The first Windows OS started to be developed in September 1981 and it was sold in stores on November 1985 under the name Windows 1.0.

Bill Gates wanted to call Windows 1.0 "Interface Manager" but Rowland Hanson (marketing expert) persuaded him that Windows was a better name. Microsoft sent out a press kit featuring a squeegee and washcloth to announce the launch of Windows 1.0. The press kit was sent out in November 1983, a full two years before the operating system was eventually released.
After taking a look at a very early pre-release version of Windows in 1983, Byte Magazine declared it a system that would "offer remarkable openness, reconfigurability, and transportability as well as modest hardware requirements and pricing." The system requirements for Windows 1.0 were 256KB of RAM, DOS 2.0 and two floppy drives. The retail price for Windows 1.0 was $100. Adjusted for inflation, that's equivalent to $177 in today's dollars  roughly the same price you'd pay today for a full retail edition of Windows XP Home.
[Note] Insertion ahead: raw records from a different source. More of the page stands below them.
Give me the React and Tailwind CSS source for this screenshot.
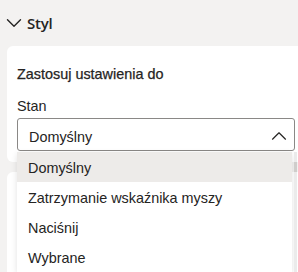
import React from "react";

function ChevronDown() {
  return (
    <svg width="16" height="10" viewBox="0 0 16 10" fill="none" className="block">
      <path d="M1.5 1.8 L8 8.2 L14.5 1.8" stroke="#252423" strokeWidth="1.4" strokeLinecap="round" strokeLinejoin="round" />
    </svg>
  );
}

function ChevronUp() {
  return (
    <svg width="16" height="10" viewBox="0 0 16 10" fill="none" className="block">
      <path d="M1.5 8.2 L8 1.8 L14.5 8.2" stroke="#252423" strokeWidth="1.2" strokeLinecap="round" strokeLinejoin="round" />
    </svg>
  );
}

export default function App() {
  const items = ["Domyślny", "Zatrzymanie wskaźnika myszy", "Naciśnij", "Wybrane"];
  return (
    <div
      className="relative w-[298px] h-[272px] overflow-hidden bg-[#f3f2f1] text-[#252423]"
      style={{ fontFamily: '"Liberation Sans", Arial, sans-serif' }}
    >
      <div className="flex h-[44px] items-center pl-[6px] pt-[2px]">
        <ChevronDown />
        <span
          className="ml-[5px] text-[15px] font-semibold tracking-[-0.2px]"
          style={{ fontFamily: '"Open Sans", sans-serif' }}
        >
          Styl
        </span>
      </div>
      <div className="ml-[7px] mt-[2px] h-[116px] rounded-l-[6px] bg-white pl-[10px] pt-[18px]">
        <div className="text-[14.4px] leading-[20px] [-webkit-text-stroke:0.25px_#252423]">Zastosuj ustawienia do</div>
        <div className="mt-[12px] text-[14.4px] leading-[20px]">Stan</div>
        <div className="mt-[2px] mr-[3px] flex h-[33px] items-center justify-between rounded-[3px] border border-[#8a8886] pl-[11px] pr-[7px]">
          <span className="pt-[4px] text-[14.4px] leading-[20px]">Domyślny</span>
          <div className="pt-[2px]">
            <ChevronUp />
          </div>
        </div>
      </div>
      <div className="ml-[7px] mt-[10px] h-[200px] rounded-l-[6px] bg-white" />
      <div className="absolute left-[17px] top-[152px] right-0 bottom-0 flex">
        <div className="flex-1 bg-white shadow-[0_2px_6px_rgba(0,0,0,0.12)]">
          {items.map((t, i) => (
            <div
              key={t}
              className={
                "flex h-[30px] items-center pl-[11px] pt-[4px] text-[14.4px] " +
                (i === 0 ? "bg-[#edebe9]" : "")
              }
            >
              {t}
            </div>
          ))}
        </div>
        <div className="ml-[2px] mr-[1px] w-[3px] bg-[#ebebeb] pt-[10px]">
          <div className="h-[10px] w-full bg-[#cfcdcb]" />
        </div>
      </div>
    </div>
  );
}
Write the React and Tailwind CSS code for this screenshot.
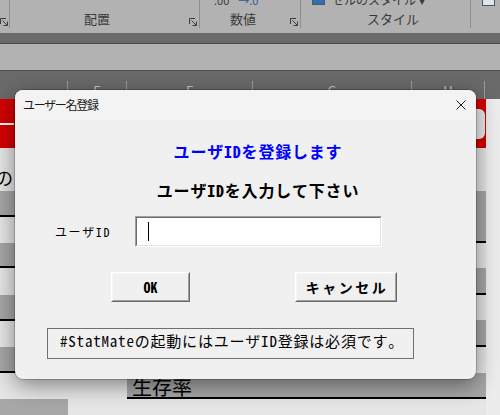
import React from "react";

const MONO = "font-['Noto_Sans_Mono_CJK_JP','Noto_Sans_CJK_JP',monospace]";

const Launcher = () => (
  <svg width="8" height="8" viewBox="0 0 8 8" fill="none" stroke="#3d3d3d" strokeWidth="1">
    <path d="M0.5 6V0.5H6" />
    <path d="M2.5 2.5L7 7" />
    <path d="M3.5 7.5H7.5V3.5" />
  </svg>
);

const Gray = ({ h, line, children }) => (
  <div className={`${h} bg-[#a7a7a7] ${line ? "border-b-2 border-black" : ""}`}>{children}</div>
);
const Light = ({ h }) => <div className={`${h} bg-[#e6e6e6]`} />;

export default function App() {
  return (
    <div className="w-[500px] h-[415px] relative overflow-hidden bg-[#e9e9e9] font-['Noto_Sans_CJK_JP',sans-serif] text-black">
      {/* ribbon */}
      <div className="h-[33px] bg-[#b2b2b2] flex items-start text-[13px] text-[#3a3a3a]">
        <div className="w-[10px] h-[28px] border-r border-[#8e8e8e] flex items-end pb-[2px]">
          <Launcher />
        </div>
        <div className="w-[190px] h-[28px] border-r border-[#8e8e8e] flex items-end justify-between pb-[2px] pr-[2px]">
          <span className="ml-[74px] leading-[14px]">配置</span>
          <Launcher />
        </div>
        <div className="w-[101px] h-[28px] border-r border-[#8e8e8e] flex flex-col justify-between pb-[2px] pr-[2px]">
          <div className="-mt-[7px] ml-[14px] flex gap-[9px] text-[11px] leading-[14px]">
            <span>.00</span>
            <span className="text-[#2b5797]">→.0</span>
          </div>
          <div className="flex items-end justify-between">
            <span className="ml-[30px] leading-[14px]">数値</span>
            <Launcher />
          </div>
        </div>
        <div className="w-[170px] h-[28px] border-r border-[#8e8e8e] flex flex-col justify-between pb-[2px]">
          <div className="-mt-[8px] ml-[11px] flex items-center gap-[7px] text-[12px] leading-[16px]">
            <div className="w-[13px] h-[10px] border border-[#555] bg-[#2f6fb5]" />
            <span>セルのスタイル ▾</span>
          </div>
          <span className="ml-[66px] leading-[14px]">スタイル</span>
        </div>
        <div className="flex-1 h-[28px] pl-[11px]">
          <div className="-mt-[4px] w-[13px] h-[10px] border border-[#555] bg-[#dfe6ee]" />
        </div>
      </div>
      <div className="h-[11px] bg-[#6a6a6a] border-b border-[#4a4a4a]" />
      <div className="h-[27px] bg-[#b2b2b2] border-b border-[#4e4e4e]" />

      {/* column header */}
      <div className="h-[28px] bg-[#6a6a6a] flex text-[13px] leading-[18px] text-[#c6c6c6]">
        {[
          ["w-[68px]", ""],
          ["w-[59px]", "E"],
          ["w-[126px]", "F"],
          ["w-[159px]", "G"],
          ["w-[73px]", "H"],
        ].map(([w, l], i) => (
          <div key={i} className={`${w} h-full flex`}>
            <div className="flex-1 text-center pt-[11px]">{l}</div>
            <div className="w-[1px] mt-[10px] bg-[#9c9c9c]" />
          </div>
        ))}
        <div className="flex-1" />
      </div>

      {/* sheet */}
      <div className="flex h-[316px]">
        <div className="w-[68px] flex flex-col">
          <div className="h-[49px] bg-[#d50000] overflow-hidden">
            <span className="block -ml-[6px] pt-[10px] text-[22px] leading-[26px] text-white">ー</span>
          </div>
          <div className="h-[43px] bg-[#e6e6e6] overflow-hidden">
            <span className="block -ml-[5px] pt-[18px] text-[18px] leading-[22px]">の</span>
          </div>
          <Gray h="h-[26px]" line />
          <Light h="h-[26px]" />
          <Gray h="h-[25px]" line />
          <Light h="h-[27px]" />
          <Gray h="h-[26px]" line />
          <Light h="h-[26px]" />
          <Gray h="h-[26px]" line />
          <Light h="h-[26px]" />
          <div className="flex-1 bg-[#a7a7a7]" />
        </div>
        <div className="w-[59px] flex flex-col">
          <div className="h-[49px] bg-[#d50000]" />
          <div className="flex-1 bg-[#e6e6e6]" />
        </div>
        <div className="w-[359px] flex flex-col">
          <div className="h-[49px] bg-[#d50000] flex items-center justify-end pr-[1px]">
            <div className="w-[40px] h-[30px] rounded-[6px] bg-[#ebebeb]" />
          </div>
          <Light h="h-[43px]" />
          <Gray h="h-[52px]" line />
          <Light h="h-[25px]" />
          <Gray h="h-[27px]" line />
          <Light h="h-[25px]" />
          <Gray h="h-[27px]" line />
          <Light h="h-[26px]" />
          <Gray h="h-[26px]" line>
            <span className="block pl-[5px] pt-[3px] text-[20px] leading-[22px]">生存率</span>
          </Gray>
          <div className="flex-1 bg-[#e6e6e6]" />
        </div>
        <div className="flex-1 bg-[#ececec]" />
      </div>

      {/* dialog */}
      <div className="absolute left-[15px] top-[90px] w-[461px] h-[289px] rounded-[8px] overflow-hidden bg-[#f0f0f0] ring-1 ring-black/20 shadow-[0_6px_22px_rgba(0,0,0,0.45)] flex flex-col">
        <div className="h-[30px] bg-[#f3f3f3] flex items-center justify-between pl-[8px] pr-[10px]">
          <span className="text-[12px] leading-[16px] tracking-[-1.3px] text-[#1a1a1a]">ユーザー名登録</span>
          <svg width="10" height="10" viewBox="0 0 10 10" fill="none" stroke="#1a1a1a" strokeWidth="1">
            <path d="M0.5 0.5L9.5 9.5M9.5 0.5L0.5 9.5" />
          </svg>
        </div>
        <div className={`flex-1 flex flex-col ${MONO}`}>
          <div className="pt-[21px] pl-[25px] text-center text-[16px] leading-[20px] font-bold tracking-[0.8px] text-[#0000ff]">
            ユーザIDを登録します
          </div>
          <div className="mt-[19px] pl-[25px] text-center text-[16px] leading-[20px] font-bold tracking-[0.8px]">
            ユーザIDを入力して下さい
          </div>
          <div className="mt-[16px] flex items-center pl-[40px]">
            <span className="w-[80px] text-[12px] leading-[16px] tracking-[1.6px]">ユーザID</span>
            <div className="w-[247px] h-[31px] border border-t-[#a0a0a0] border-l-[#a0a0a0] border-b-white border-r-white">
              <div className="h-full border border-t-[#6d6d6d] border-l-[#6d6d6d] border-b-[#e3e3e3] border-r-[#e3e3e3] bg-white flex items-center">
                <div className="ml-[11px] w-[1px] h-[19px] bg-black" />
              </div>
            </div>
          </div>
          <div className="mt-[25px] flex pl-[96px] gap-[105px]">
            <button className="w-[79px] h-[30px] border border-t-white border-l-white border-b-[#696969] border-r-[#696969]">
              <div className="h-full border border-t-[#f7f7f7] border-l-[#f7f7f7] border-b-[#a0a0a0] border-r-[#a0a0a0] flex items-center justify-center text-[14px] font-bold">
                OK
              </div>
            </button>
            <button className="w-[102px] h-[30px] border border-t-white border-l-white border-b-[#696969] border-r-[#696969]">
              <div className="h-full border border-t-[#f7f7f7] border-l-[#f7f7f7] border-b-[#a0a0a0] border-r-[#a0a0a0] flex items-center justify-center text-[14px] font-bold tracking-[2.5px] pl-[2px]">
                キャンセル
              </div>
            </button>
          </div>
          <div className="mt-[26px] ml-[32px] w-[367px] h-[31px] border border-[#707070] pl-[12px] pt-[2px] text-[15px] leading-[20px] tracking-[0.8px] whitespace-nowrap">
            #StatMateの起動にはユーザID登録は必須です。
          </div>
        </div>
      </div>
    </div>
  );
}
Windows 1.0 was out for only about two weeks before Microsoft released version 1.01, in order to fix several bugs. This was the beginning of a long tradition of service packs and other incremental fixes that continues to this day.
From the beginning, Windows could display color, if hooked up to a color monitor with an appropriate graphics adapter, while Macs available at the time were strictly black and white affairs. This led PC Magazine to declare that "after an hour In-a-vision (the first of the native applications to be offered for Windows), even the most devoted Macintosh user will be a convert."


Windows 1.0 used a primitive file manager called MS-DOS Executive. A later version of this program, which is largely unchanged from the original, is available for download, and still runs under Windows XP !

Despite the limitations of the bundled apps, early ads for Windows boasted that the system included "an extremely useful set of applications."